Z serii zbliżających się danych prawdopodobnie zobaczymy słabość regionalnych wskaźników wyprzedzających sugerujących, że następny odczyt indeksu ISM znajdzie się poniżej psychologicznego poziomu 50 pkt, co z pewnością będzie budzić niepokój Fedu. Osłodą dla członków Komitetu mogą okazać się informacje na temat gospodarstw domowych, czyli konsumpcja i kondycja rynku pracy. W rezultacie, decyzje w kwestii QE mogą zapaść nie wcześniej, niż we wrześniu, a raczej dopiero na grudniowym posiedzeniu FOMC. Pod koniec tygodnia będzie miało miejsce również spotkanie Merkel-Hollande, przed zbliżającym się czerwcowym szczytem UE. Trzeba zwrócić uwagę, że dotychczasowa różnica poglądów na zarządzanie kryzysem powoduje, że na decyzje zmieniające krajobraz gospodarczy strefy euro będzie trzeba poczekać do wyników niemieckich wyborów, które odbędą się jesienią.
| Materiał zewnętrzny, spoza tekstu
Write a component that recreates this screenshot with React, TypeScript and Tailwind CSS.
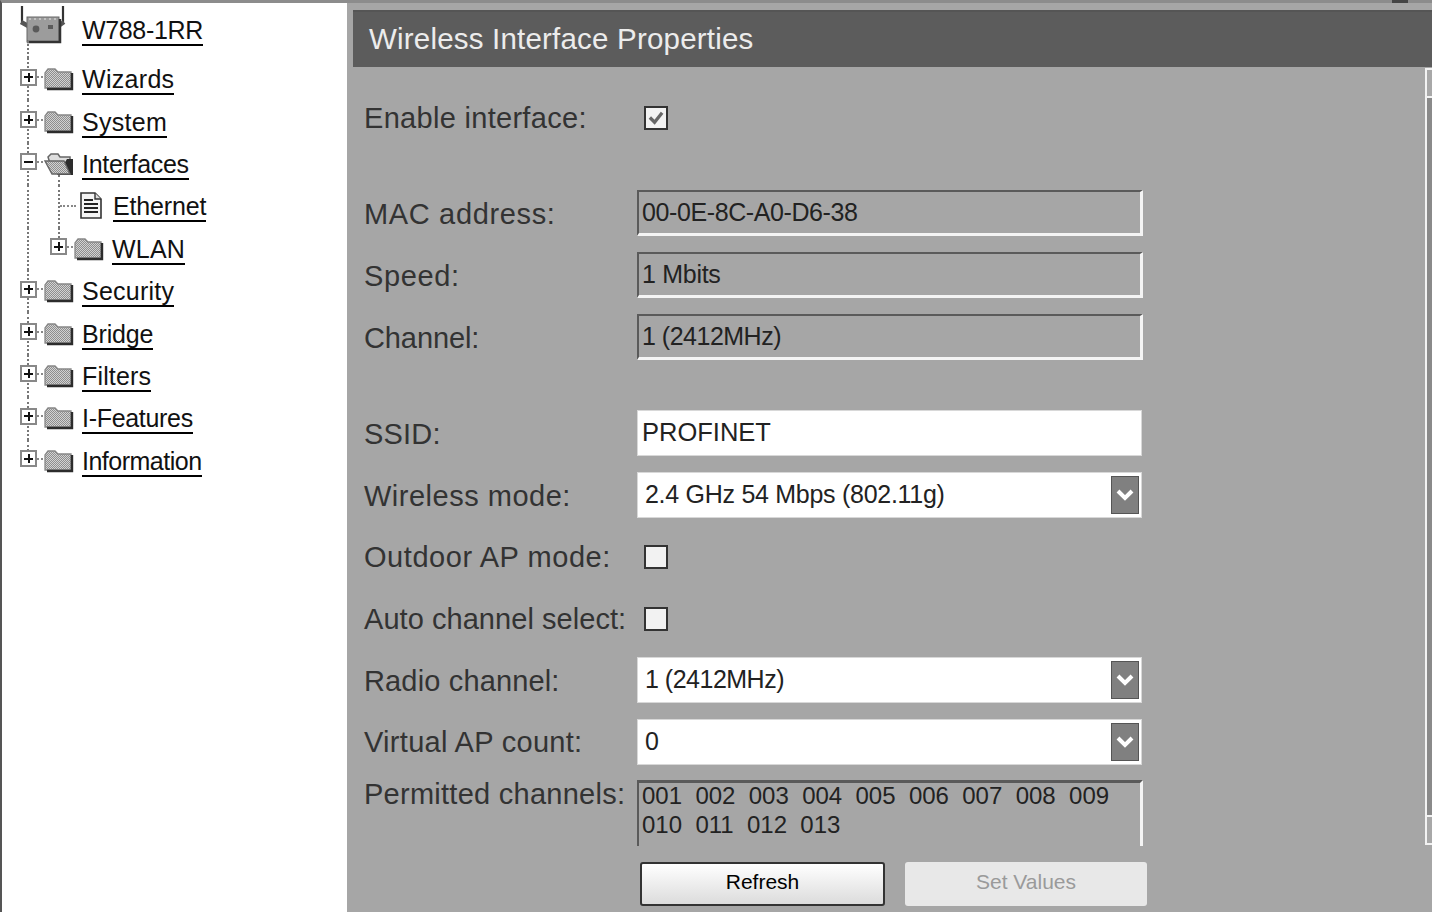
import React from "react";

const F = "font-['Liberation_Sans',Arial,sans-serif]";

function Folder({ open = false }: { open?: boolean }) {
  return (
    <svg width="32" height="26" viewBox="0 0 32 26" className="shrink-0">
      <defs>
        <pattern id="dth" width="2" height="2" patternUnits="userSpaceOnUse">
          <rect width="2" height="2" fill="#d2d2d2" />
          <rect width="1" height="1" fill="#8e8e8e" />
          <rect x="1" y="1" width="1" height="1" fill="#8e8e8e" />
        </pattern>
      </defs>
      {open ? (
        <>
          <path d="M5 6 L8 3 H15 L17 6 H27 V22 H10 Z" fill="#dedede" stroke="#666" strokeWidth="1.5" />
          <path d="M24 8 H30 V24 H14 Z" fill="#2c2c2c" />
          <path d="M2 10 H21 L27 23 H9 Z" fill="url(#dth)" stroke="#666" strokeWidth="1.4" />
        </>
      ) : (
        <>
          <path d="M2 7 L5 3 H12 L15 6 H28 V22 H2 Z" fill="url(#dth)" stroke="#888" strokeWidth="1.3" />
          <path d="M29 7 V23 H4" fill="none" stroke="#2c2c2c" strokeWidth="2.4" />
        </>
      )}
    </svg>
  );
}

function Doc() {
  return (
    <svg width="24" height="28" viewBox="0 0 24 28" className="shrink-0">
      <path d="M2 1 H16 L22 7 V26 H2 Z" fill="#f4f4f4" stroke="#333" strokeWidth="1.6" />
      <path d="M16 1 V7 H22" fill="#ddd" stroke="#333" strokeWidth="1.4" />
      <path d="M5 8 H14 M5 12 H19 M5 16 H19 M5 20 H19" stroke="#222" strokeWidth="2" />
    </svg>
  );
}

function Router() {
  return (
    <svg width="48" height="40" viewBox="0 0 48 40" className="shrink-0">
      <path d="M3 2 V18 M44 2 V18" stroke="#333" strokeWidth="2.2" />
      <path d="M2 18 L11 23 M45 18 L38 23" stroke="#555" strokeWidth="4.5" />
      <rect x="8" y="13" width="32" height="25" fill="#9c9c9c" stroke="#666" />
      <path d="M8 38 H41 V15" fill="none" stroke="#333" strokeWidth="2.5" />
      <path d="M10 15 H38" stroke="#e4e4e4" strokeWidth="1" strokeDasharray="2 3" />
      <circle cx="17" cy="25" r="3.4" fill="#5a5a5a" />
      <rect x="29" y="21" width="5" height="4" fill="#5a5a5a" />
    </svg>
  );
}

function Expander({ minus = false }: { minus?: boolean }) {
  return (
    <span className="relative flex h-[17px] w-[17px] shrink-0 items-center justify-center border-2 border-[#888] bg-white">
      <span className="absolute h-[2px] w-[9px] bg-[#111]" />
      {!minus && <span className="absolute h-[9px] w-[2px] bg-[#111]" />}
    </span>
  );
}

function Node({ label, track = "", open = false, nested = false, last = false }: { label: string; track?: string; open?: boolean; nested?: boolean; last?: boolean }) {
  return (
    <div className={`relative flex h-[42.4px] items-center ${nested ? "pl-[50px]" : "pl-[20px]"}`}>
      <span className={`absolute left-[27px] top-0 w-0 border-l-2 border-dotted border-[#777] ${last ? "h-[19px]" : "h-full"}`} />
      {nested && <span className="absolute left-[58px] top-0 h-[10px] w-0 border-l-2 border-dotted border-[#777]" />}
      {open && <span className="absolute left-[58px] top-[32px] h-[11px] w-0 border-l-2 border-dotted border-[#777]" />}
      <span className="relative -mt-[4px] flex items-center">
        <Expander minus={open} />
        <span className="w-[6px] border-t-2 border-dotted border-[#888]" />
      </span>
      <Folder open={open} />
      <a className={`ml-[7px] mt-[3px] whitespace-nowrap border-b-2 border-black text-[25px] leading-[27px] text-[#111] ${track}`}>{label}</a>
    </div>
  );
}

function Row({ label, track = "", drop = true, h = "h-[46px]", children, mb = "mb-[16px]" }: { label: string; track?: string; drop?: boolean; h?: string; children: React.ReactNode; mb?: string }) {
  return (
    <div className={`flex items-center ${h} ${mb}`}>
      <span className={`w-[273px] shrink-0 whitespace-nowrap text-[29px] leading-none text-[#333] ${drop ? "pt-[2px]" : ""} ${track}`}>{label}</span>
      {children}
    </div>
  );
}

function ReadOnly({ value, track = "" }: { value: string; track?: string }) {
  return (
    <div className={`flex h-[46px] w-[506px] items-center border-2 border-[#5a5a5a] border-b-[3px] border-r-[3px] border-b-[#f4f4f4] border-r-[#f4f4f4] pl-[3px] text-[25px] text-[#222] ${track}`}>
      {value}
    </div>
  );
}

function Select({ value, track = "" }: { value: string; track?: string }) {
  return (
    <div className="flex h-[46px] w-[505px] items-center border border-[#d8d8d8] bg-white pl-[7px] text-[25px] text-[#222]">
      <span className={`flex-1 ${track}`}>{value}</span>
      <span className="mr-[2px] flex h-[38px] w-[28px] items-center justify-center border border-[#555] bg-[#808080]">
        <svg width="20" height="14" viewBox="0 0 20 14">
          <path d="M3 3 L10 10 L17 3" fill="none" stroke="#fff" strokeWidth="4" />
        </svg>
      </span>
    </div>
  );
}

function Check({ checked = false }: { checked?: boolean }) {
  return (
    <span className="ml-[7px] flex h-[24px] w-[24px] items-center justify-center border-2 border-[#333] bg-[#f2f2f2]">
      {checked && (
        <svg width="18" height="16" viewBox="0 0 19 17">
          <path d="M3 8 L8 13 L16 3" fill="none" stroke="#666" strokeWidth="3.5" />
        </svg>
      )}
    </span>
  );
}

export default function App() {
  return (
    <div className={`${F} flex h-[912px] w-[1432px] overflow-hidden bg-[#a6a6a6]`}>
      <aside className="h-full w-[347px] shrink-0 border-l-2 border-t-[3px] border-l-[#555] border-t-[#8c8c8c] bg-white">
        <div className="relative flex h-[55px] items-center pl-[17px]">
          <span className="absolute left-[25px] top-[38px] h-[17px] w-0 border-l-2 border-dotted border-[#777]" />
          <span className="-mt-[13px]"><Router /></span>
          <a className="ml-[15px] mt-[1px] border-b-2 border-black text-[25px] leading-[27px] tracking-[-0.35px] text-[#111]">W788-1RR</a>
        </div>
        <div className="-ml-[2px]">
          <Node label="Wizards" track="tracking-[0.3px]" />
          <Node label="System" track="tracking-[0.3px]" />
          <Node label="Interfaces" track="tracking-[-0.3px]" open />
          <div className="relative flex h-[42.4px] items-center pl-[60px]">
            <span className="absolute left-[27px] top-0 h-full w-0 border-l-2 border-dotted border-[#777]" />
            <span className="absolute left-[58px] top-0 h-full w-0 border-l-2 border-dotted border-[#777]" />
            <span className="w-[16px] border-t-2 border-dotted border-[#888]" />
            <span className="ml-[3px]"><Doc /></span>
            <a className="ml-[10px] mt-[3px] border-b-2 border-black text-[25px] leading-[27px] tracking-[-0.15px] text-[#111]">Ethernet</a>
          </div>
          <Node label="WLAN" track="tracking-[0.2px]" nested />
          <Node label="Security" track="tracking-[0.25px]" />
          <Node label="Bridge" track="tracking-[-0.15px]" />
          <Node label="Filters" track="tracking-[0.15px]" />
          <Node label="I-Features" track="tracking-[-0.3px]" />
          <Node label="Information" track="tracking-[-0.5px]" last />
        </div>
      </aside>

      <main className="relative h-full flex-1 border-t-[3px] border-t-[#8c8c8c]">
        <span className="absolute right-[24px] top-[-3px] h-[3px] w-[16px] bg-[#444]" />
        <div className="ml-[6px] mt-[7px] flex h-[57px] items-center border-t-2 border-[#555] bg-[#5c5c5c] pl-[16px] text-[29.5px] tracking-[0.2px] text-[#ececec]">
          Wireless Interface Properties
        </div>

        <div className="absolute bottom-[67px] right-0 top-[65px] flex w-[7px] flex-col border-l-2 border-[#f2f2f2] bg-[#8a8a8a]">
          <span className="h-[30px] border-b-2 border-t-2 border-[#f2f2f2] bg-[#a8a8a8]" />
          <span className="flex-1" />
          <span className="h-[30px] border-b-2 border-t-2 border-[#f2f2f2] bg-[#a8a8a8]" />
        </div>

        <div className="ml-[17px] pt-[20px]">
          <Row label="Enable interface:" track="tracking-[0.3px]" drop={false} mb="mb-[41px]" h="h-[62px]"><Check checked /></Row>
          <Row label="MAC address:" track="tracking-[0.65px]"><ReadOnly value="00-0E-8C-A0-D6-38" track="tracking-[-0.4px]" /></Row>
          <Row label="Speed:" track="tracking-[0.65px]"><ReadOnly value="1 Mbits" track="tracking-[-0.3px]" /></Row>
          <Row label="Channel:" track="tracking-[-0.1px]" mb="mb-[50px]"><ReadOnly value="1 (2412MHz)" track="tracking-[-0.5px]" /></Row>
          <Row label="SSID:" track="tracking-[0.2px]">
            <div className="flex h-[46px] w-[505px] items-center border border-[#d8d8d8] bg-white pb-[2px] pl-[4px] text-[25.5px] text-[#222]">PROFINET</div>
          </Row>
          <Row label="Wireless mode:" track="tracking-[0.5px]"><Select value="2.4 GHz 54 Mbps (802.11g)" track="tracking-[-0.28px]" /></Row>
          <Row label="Outdoor AP mode:" track="tracking-[0.55px]" drop={false}><Check /></Row>
          <Row label="Auto channel select:" track="tracking-[0.05px]" drop={false} mb="mb-[15px]"><Check /></Row>
          <Row label="Radio channel:" track="tracking-[0.15px]"><Select value="1 (2412MHz)" track="tracking-[-0.5px]" /></Row>
          <Row label="Virtual AP count:" track="tracking-[0.3px]" drop={false} mb="mb-[15px]"><Select value="0" /></Row>
          <div className="flex h-[66px] items-start">
            <span className="w-[273px] shrink-0 whitespace-nowrap text-[29px] leading-[28px] tracking-[0.26px] text-[#333]">Permitted channels:</span>
            <div className="h-[66px] w-[506px] overflow-hidden border-l-2 border-r-[3px] border-t-[3px] border-l-[#5a5a5a] border-r-[#f4f4f4] border-t-[#5a5a5a] pl-[3px] text-[24px] leading-[29px] text-[#222]">
              <div className="-mt-[2px] whitespace-pre">001  002  003  004  005  006  007  008  009</div>
              <div className="whitespace-pre">010  011  012  013</div>
            </div>
          </div>
          <div className="ml-[276px] mt-[16px] flex gap-[20px]">
            <button className="h-[44px] w-[245px] rounded-[3px] border-2 border-[#333] bg-gradient-to-b from-white to-[#dcdcdc] pb-[4px] text-[21px] text-black">Refresh</button>
            <button className="h-[44px] w-[242px] rounded-[3px] bg-[#e8e8e8] pb-[4px] text-[21px] text-[#9a9a9a]">Set Values</button>
          </div>
        </div>
      </main>
    </div>
  );
}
Tymczasem początek tygodnia na rynkach walutowych nie przyniósł dotychczas dużej zmienności, za sprawą nieobecności dwóch największych rozgrywających(święta w Wielkiej Brytanii i USA). Tym samym rynki zdominowała stabilizacja, która prawdopodobnie przeciągnie się do momentu publikacji ważnych raportów makroekonomicznych. Jedynym wydarzeniem było wystąpienie jednego z członków EBC, J. Asmussena, który swoim wystąpieniem złagodził groźbę wprowadzenia ujemnych stóp procentowych w Eurolandzie.
EUR/USD
Analiza techniczna na rynku eurodolara nie wskazuje jednoznacznej przewagi jednej ze stron. Jeśli spojrzymy na ostatnie kilkanaście godzin handlu to układ sił na parkiecie jest w miarę wyrównany. Niemniej obecnie skłaniałbym się bardziej do scenariuszu zakładającego spadek notowań pary EUR/USD. W praktyce oznaczałoby to test strefy 1,2820-1,2840. Stop loss należy złożyć z parametrem 1,2950.